I will set $w = 1$ to get it out of the way. Then,

$$U = \pmatrix{-1 & 0 \\ 0 & -1} $$ $$H(1) = UH(0)U^\dagger = \pmatrix{-1 & 0 \\ 0 & -1}\pmatrix{1 & -1 \\ -1 & 1}\pmatrix{-1 & 0 \\ 0 & -1}$$ $$H(1) = \pmatrix{1 & -1 \\ -1 & 1}$$

Meaning that the ground state of $H(1)$ is $|+\rangle$.

If now I do the function $f(x) = x$, then $$U = \pmatrix{1 & 0 \\ 0 & -1} $$

and

$$H(1) = \pmatrix{1 & 1 \\ 1 & 1}$$

which, I suppose, has ground state $|-\rangle$. And with this we can differentiate between a constant and a balanced function $f$.

Answer 1

How can I calculate the ground state of $H(0)$?

The ground state means the eigenvector with lowest eigenvalue. Take your given example, $$ H(1)=\left(\begin{array}{cc} 1 & 1 \\ 1 & 1 \end{array}\right). $$ You solve $\text{det}(H(1)-\lambda\mathbb{I})=0$ to find the eigenvalues. In this case, $\lambda=0,2$. So you're interested in the smallest eigenvalue, 0. So, we solve for $H(1)|\lambda\rangle=0$, which you'll find is satisfied for the state $|-\rangle=(|0\rangle-|1\rangle)/\sqrt{2}$.

To find the ground state of $H(0)$ in its general form, the easiest way is just to recognise what's going on. If I apply $$ H(0)|+\rangle^{\otimes n}=0. $$ So, this is an eigenvector of 0 eigenvalue. Whenever I change a $|+\rangle$ into a $|-\rangle$, the eigenvector relation is still satisfied, but the eigenvalue increases by $w$ each time. So there is an energy penalty of $w$ for having a $|-\rangle$ state. In this way, we can construct a complete basis, and find all the eigenvalues: $kw$, repeated $\binom{n}{k}$ times for $k=0,1,\ldots ,n$.
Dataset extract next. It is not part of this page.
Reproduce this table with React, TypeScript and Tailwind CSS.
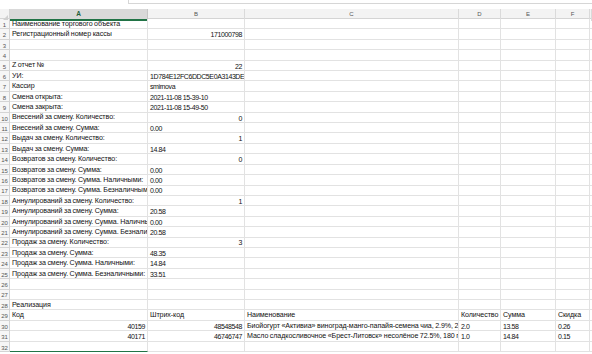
import React from "react";

type Cell = { t: string; r?: boolean } | null;

const L = (t: string): Cell => ({ t });
const R = (t: string): Cell => ({ t, r: true });

const rows: Cell[][] = [
  [L("Наименование торгового объекта")],
  [L("Регистрационный номер кассы"), R("171000798")],
  [],
  [],
  [L("Z отчет №"), R("22")],
  [L("УИ:"), L("1D784E12FC6DDC5E0A3143DE")],
  [L("Кассир"), L("smirnova")],
  [L("Смена открыта:"), L("2021-11-08 15-39-10")],
  [L("Смена закрыта:"), L("2021-11-08 15-49-50")],
  [L("Внесений за смену. Количество:"), R("0")],
  [L("Внесений за смену. Сумма:"), L("0.00")],
  [L("Выдач за смену. Количество:"), R("1")],
  [L("Выдач за смену. Сумма:"), L("14.84")],
  [L("Возвратов за смену. Количество:"), R("0")],
  [L("Возвратов за смену. Сумма:"), L("0.00")],
  [L("Возвратов за смену. Сумма. Наличными:"), L("0.00")],
  [L("Возвратов за смену. Сумма. Безналичными:"), L("0.00")],
  [L("Аннулирований за смену. Количество:"), R("1")],
  [L("Аннулирований за смену. Сумма:"), L("20.58")],
  [L("Аннулирований за смену. Сумма. Наличными:"), L("0.00")],
  [L("Аннулирований за смену. Сумма. Безналичными:"), L("20.58")],
  [L("Продаж за смену. Количество:"), R("3")],
  [L("Продаж за смену. Сумма:"), L("48.35")],
  [L("Продаж за смену. Сумма. Наличными:"), L("14.84")],
  [L("Продаж за смену. Сумма. Безналичными:"), L("33.51")],
  [],
  [],
  [L("Реализация")],
  [L("Код"), L("Штрих-код"), L("Наименование"), L("Количество"), L("Сумма"), L("Скидка")],
  [
    R("40159"),
    R("48548548"),
    L("Биойогурт «Активиа» виноград-манго-папайя-семена чиа, 2.9%, 290 г"),
    L("2.0"),
    L("13.58"),
    L("0.26"),
  ],
  [
    R("40171"),
    R("46746747"),
    L("Масло сладкосливочное «Брест-Литовск» несолёное 72.5%, 180 г"),
    L("1.0"),
    L("14.84"),
    L("0.15"),
  ],
  [],
];

const cols = ["A", "B", "C", "D", "E", "F", ""];
const grid = "grid grid-cols-[10px_138px_97px_214px_42px_55px_34px_1fr]";
const font = { fontFamily: '"Liberation Sans", Arial, sans-serif' };

const isAscii = (s: string) => /^[\x00-\x7F]*$/.test(s);

export default function App() {
  return (
    <div className="w-[592px] h-[354px] overflow-hidden bg-white text-[#111]" style={font}>
      <div className="flex h-[9px]">
        <div className="w-[128px]" />
        <div className="flex-1 h-[4px] border-l border-b border-[#d6d6d6]" />
      </div>
      <div className={`${grid} h-[10px] bg-[#f3f3f3] border-b border-[#d4d4d4]`}>
        <div className="relative border-r border-[#d4d4d4]">
          <div className="absolute right-[1px] bottom-[1px] w-0 h-0 border-l-[5px] border-l-transparent border-b-[5px] border-b-[#d0d0d0]" />
        </div>
        {cols.map((c, i) => (
          <div
            key={i}
            className={
              i === 0
                ? "flex items-center justify-center bg-[#d9d9d9] border-r border-[#c6c6c6] border-b-2 border-b-[#217346] text-[6.5px] font-bold text-[#1e5e39]"
                : "flex items-center justify-center border-r border-[#dadada] text-[6px] text-[#555]"
            }
          >
            {c}
          </div>
        ))}
      </div>
      {rows.map((row, ri) => (
        <div key={ri} className={`${grid} h-[10.42px]`}>
          <div className="flex items-end justify-center pb-[0.5px] bg-[#f6f6f6] border-r border-b border-[#d4d4d4] text-[6px] leading-none text-[#555]">
            {ri + 1}
          </div>
          {cols.map((_, ci) => {
            const cell = row[ci];
            const overflow = ri < 2 && ci === 0;
            const green = ri === 31 && ci === 0;
            const ascii = cell ? isAscii(cell.t) : false;
            return (
              <div
                key={ci}
                className={`relative flex items-end pb-[0.5px] border-r border-b whitespace-nowrap leading-none px-[2px] ${
                  ascii
                    ? "text-[7px] tracking-[-0.4px]"
                    : "text-[7.1px] tracking-[-0.08px] [word-spacing:-0.3px]"
                } ${overflow ? "overflow-visible" : "overflow-hidden"} ${
                  cell?.r ? "justify-end" : "justify-start"
                } ${green ? "border-b-[1.5px] border-b-[#217346] border-r-[#e2e2e2]" : "border-[#e2e2e2]"}`}
              >
                {cell ? <span>{cell.t}</span> : null}
              </div>
            );
          })}
        </div>
      ))}
    </div>
  );
}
At this point, I don't see why bother with this; since to arrive at the answer using adiabatic quantum computation I need to construct a unitary in such a way that I will already have the answer if f is balanced or constant.

Well, Deutsch-Jozsa is very much defined in terms of an oracle, i.e. the unitary is something that is given directly to you, and you can't look inside it to see what's happening. You do not construct the unitary $U$. The question then is how long your algorithm needs to run for in order to find out if the function is constant or balanced. This is where the adiabatic part comes in; using the oracle in an adiabatic way, you can calculate how long it takes, and find it's a constant time.